Artificial intelligence will specifically impact infrastructure management and introduce significant business benefits across various stages of the AI workflow.
One specific benefit of utilizing artificial intelligence for infrastructure management is detection of cybersecurity threats. From incidents like WannaCry to the Cambridge Analytica scandal, the need for companies to have robust cybersecurity is at an all-time high. AI systems have the ability to quickly spot unusual patterns and predict possible security breaches by studying the organization’s networks. With the development of an AI infrastructure (as opposed to software-defined infrastructure), companies across all verticals can have stronger immunity against cybersecurity threats, even defeating cybersecurity issues preemptively, both reducing downtime and saving money.
Additionally, the use of AI in infrastructure management allows companies to have a reduced dependency on human resources.
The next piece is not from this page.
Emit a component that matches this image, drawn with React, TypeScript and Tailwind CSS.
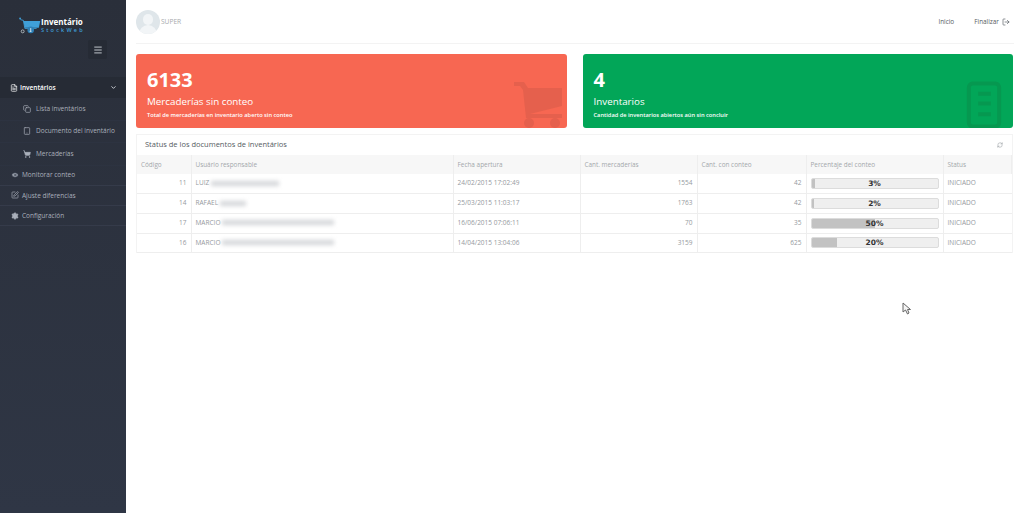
import React from 'react';
import { ChevronDown, Copy, Eye, FileText, LogOut, Menu, RefreshCw, Settings, ShoppingCart, SquarePen, Tablet } from 'lucide-react';

const rows = [
  { id: 11, user: 'LUIZ', blur: 'w-[68px]', date: '24/02/2015 17:02:49', total: 1554, counted: 42, pct: 3 },
  { id: 14, user: 'RAFAEL', blur: 'w-[26px]', date: '25/03/2015 11:03:17', total: 1763, counted: 42, pct: 2 },
  { id: 17, user: 'MARCIO', blur: 'w-[112px]', date: '16/06/2015 07:06:11', total: 70, counted: 35, pct: 50 },
  { id: 16, user: 'MARCIO', blur: 'w-[112px]', date: '14/04/2015 13:04:06', total: 3159, counted: 625, pct: 20 },
];

const Logo = () => (
  <svg width="22" height="21" viewBox="0 0 30 22" className="shrink-0">
    <circle cx="1.5" cy="1.5" r="1.3" fill="#3f9fd8" />
    <path d="M2 3 L6 4 L8 15 L24 15" fill="none" stroke="#3f9fd8" strokeWidth="1.2" />
    <path d="M6 5 H29 L27 14 H8 Z" fill="#3f9fd8" />
    <circle cx="5" cy="19" r="2" fill="none" stroke="#cfd8dc" strokeWidth="1" />
    <circle cx="16" cy="17" r="4.5" fill="#2d7fb5" />
    <path d="M16 14.5 V19 M14.5 19 H17" stroke="#fff" strokeWidth="1" fill="none" />
  </svg>
);

const SubItem = ({ icon, label }: { icon: React.ReactNode; label: string }) => (
  <div className="h-[22.5px] flex items-center pl-[23px] gap-[5px] text-[6.5px] whitespace-nowrap text-[#aab0bb] border-b border-[#2d3341]">
    <span className="w-[8px] flex justify-center">{icon}</span>
    <span>{label}</span>
  </div>
);

const MainItem = ({ icon, label }: { icon: React.ReactNode; label: string }) => (
  <div className="h-[20.3px] flex items-center pl-[11px] gap-[3px] text-[6.5px] whitespace-nowrap text-[#aab0bb] border-b border-[#353b4a]">
    <span className="w-[8px] flex justify-center">{icon}</span>
    <span>{label}</span>
  </div>
);

const StatCard = ({ color, value, title, text, icon }: { color: string; value: string; title: string; text: string; icon: React.ReactNode }) => (
  <div className={`relative flex-1 h-[74px] rounded-[3px] overflow-hidden pl-[11px] pt-[12px] text-white ${color}`}>
    <div className="text-[20px] leading-[27px] font-bold">{value}</div>
    <div className="text-[9.8px] leading-[14px] mt-[2px]">{title}</div>
    <div className="text-[5.7px] leading-[10px] mt-[1px] font-semibold">{text}</div>
    {icon}
  </div>
);

const Th = ({ w, children }: { w: string; children: React.ReactNode }) => (
  <th className={`${w} h-[19px] px-[4px] text-left font-normal text-[6.4px] text-[#a3a7ab] border-r border-[#eeeeee]`}>{children}</th>
);

export default function App() {
  return (
    <div className="flex w-[1024px] h-[513px] overflow-hidden bg-white font-['Open_Sans',sans-serif]">
      <aside className="w-[126px] shrink-0 bg-gradient-to-b from-[#2a2f3a] to-[#2f3645] flex flex-col">
        <div className="h-[38px] pl-[19px] pt-[15px] flex items-start">
          <Logo />
          <div className="pt-[2px]">
            <div className="text-[8px] leading-[10px] font-bold text-white">Inventário</div>
            <div className="text-[5.5px] leading-[7px] tracking-[2.2px] font-semibold text-[#3f9fd8]">StockWeb</div>
          </div>
        </div>
        <div className="ml-[88px] mt-[2px] w-[19px] h-[19px] rounded-[2px] bg-[#262b35] flex items-center justify-center">
          <Menu size={10} className="text-[#dfe3e8]" />
        </div>
        <div className="mt-[18px] h-[21px] bg-[#262b35] flex items-center pl-[10px] pr-[9px] gap-[2px] text-[6.5px] font-semibold text-white">
          <FileText size={8} />
          <span className="flex-1">Inventários</span>
          <ChevronDown size={7} strokeWidth={3} className="text-[#d7dae0]" />
        </div>
        <SubItem icon={<Copy size={8} />} label="Lista inventários" />
        <SubItem icon={<Tablet size={8} />} label="Documento del inventário" />
        <SubItem icon={<ShoppingCart size={8} fill="currentColor" />} label="Mercaderías" />
        <MainItem icon={<Eye size={8} fill="currentColor" stroke="#2f3645" />} label="Monitorar conteo" />
        <MainItem icon={<SquarePen size={8} />} label="Ajuste diferencias" />
        <MainItem icon={<Settings size={8} fill="currentColor" stroke="#aab0bb" />} label="Configuración" />
      </aside>

      <main className="flex-1 min-w-0 px-[10px] relative">
        <header className="h-[44px] flex items-center border-b border-[#f3f3f3]">
          <div className="w-[24px] h-[24px] rounded-full bg-[#dfe6ea] overflow-hidden mt-[1px] flex flex-col items-center shrink-0">
            <div className="w-[10px] h-[12px] mt-[4px] rounded-full bg-[#f2f5f7]" />
            <div className="w-[18px] h-[10px] rounded-t-full bg-[#f2f5f7]" />
          </div>
          <span className="ml-[1px] text-[6.6px] text-[#a5a9ad]">SUPER</span>
          <nav className="ml-auto mr-[4px] mt-[1px] flex items-center text-[6.4px] text-[#555b62]">
            <span>Inicio</span>
            <span className="ml-[20px]">Finalizar</span>
            <LogOut size={8} className="ml-[3px]" />
          </nav>
        </header>

        <div className="mt-[10px] flex gap-[16px] w-[877px]">
          <StatCard
            color="bg-[#f76752]"
            value="6133"
            title="Mercaderías sin conteo"
            text="Total de mercaderías en inventario aberto sin conteo"
            icon={
              <svg viewBox="0 0 50 48" className="absolute right-[3px] bottom-0 w-[50px] h-[48px] text-[#e5604d]" fill="currentColor">
                <path d="M0 2 H10 L14 8 H48 V26 L16 34 H48 V38 H12 L9 10 L6 6 H0 Z" />
                <circle cx="15" cy="43" r="5" />
                <circle cx="41" cy="43" r="5" />
              </svg>
            }
          />
          <StatCard
            color="bg-[#02a658]"
            value="4"
            title="Inventarios"
            text="Cantidad de inventarios abiertos aún sin concluir"
            icon={
              <svg viewBox="0 0 36 48" className="absolute right-[11px] bottom-0 w-[36px] h-[47px] text-[#069850]" fill="none" stroke="currentColor">
                <rect x="2.5" y="2.5" width="31" height="44" rx="4" strokeWidth="4" />
                <path d="M12 13 H25 M12 23 H25 M12 34 H25" strokeWidth="4" />
              </svg>
            }
          />
        </div>

        <section className="mt-[6px] w-[877px] border border-[#f3f3f3] border-b-0">
          <div className="h-[20px] flex items-center justify-between pl-[8px] pr-[9px]">
            <span className="text-[7.5px] text-[#555b62]">Status de los documentos de inventários</span>
            <RefreshCw size={6} className="text-[#8f9499]" />
          </div>
          <table className="w-full table-fixed border-collapse">
            <thead>
              <tr className="bg-[#f7f7f7]">
                <Th w="w-[54px]">Código</Th>
                <Th w="w-[262px]">Usuário responsable</Th>
                <Th w="w-[127px]">Fecha apertura</Th>
                <Th w="w-[117px]">Cant. mercaderías</Th>
                <Th w="w-[109px]">Cant. con conteo</Th>
                <Th w="w-[137px]">Percentaje del conteo</Th>
                <Th w="w-auto">Status</Th>
              </tr>
            </thead>
            <tbody className="text-[6.5px] text-[#95999e]">
              {rows.map((r) => (
                <tr key={r.id} className="h-[19.7px] border-b border-[#eeeeee]">
                  <td className="px-[4px] pb-[1px] text-right border-r border-[#eeeeee]">{r.id}</td>
                  <td className="px-[4px] pb-[1px] border-r border-[#eeeeee]">
                    <div className="flex items-center gap-[2px]">
                      <span>{r.user}</span>
                      <div className={`${r.blur} h-[5px] bg-[#d4d6d9] blur-[2px]`} />
                    </div>
                  </td>
                  <td className="px-[4px] pb-[1px] border-r border-[#eeeeee]">{r.date}</td>
                  <td className="px-[4px] pb-[1px] text-right border-r border-[#eeeeee]">{r.total}</td>
                  <td className="px-[4px] pb-[1px] text-right border-r border-[#eeeeee]">{r.counted}</td>
                  <td className="px-[4px] border-r border-[#eeeeee]">
                    <div className="relative h-[11px] rounded-[2px] bg-[#efefef] border border-[#dcdcdc] overflow-hidden">
                      <div className="h-full bg-[#c2c2c2]" style={{ width: `${r.pct}%` }} />
                      <span className="absolute inset-0 flex items-center justify-center font-['DejaVu_Sans',sans-serif] text-[7.5px] font-bold text-[#333333]">{r.pct}%</span>
                    </div>
                  </td>
                  <td className="px-[4px] pb-[1px]">INICIADO</td>
                </tr>
              ))}
            </tbody>
          </table>
        </section>

        <svg viewBox="0 0 10 13" className="absolute left-[776px] top-[302px] w-[10px] h-[13px]">
          <path d="M1 1 L1 10 L3.5 8 L5.5 12 L7 11 L5.5 7.5 L8.5 7.5 Z" fill="#f4f4f4" stroke="#666666" strokeWidth="1" />
        </svg>
      </main>
    </div>
  );
}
AI provides complete visibility into all process relations for infrastructure systems. AI reduces the complexities of business processes and cuts down costs, ensuring better decision making and reduced risk for unconscious bias in company practice.
AI infrastructure will revolutionize storage management. Because AI is capable of learning patterns and data lifecycles, AI infrastructure may have the potential to preemptively warn a user about a storage system failure, thus giving the user ample time to back up important data and replace hardware before the failure takes place.
In sum, artificial intelligence and machine learning are transforming businesses — and entire industries — faster than ever before. Success for startups will be based on how they can help companies understand the role of data in their respective industry and make the right choice regarding what infrastructure they implement.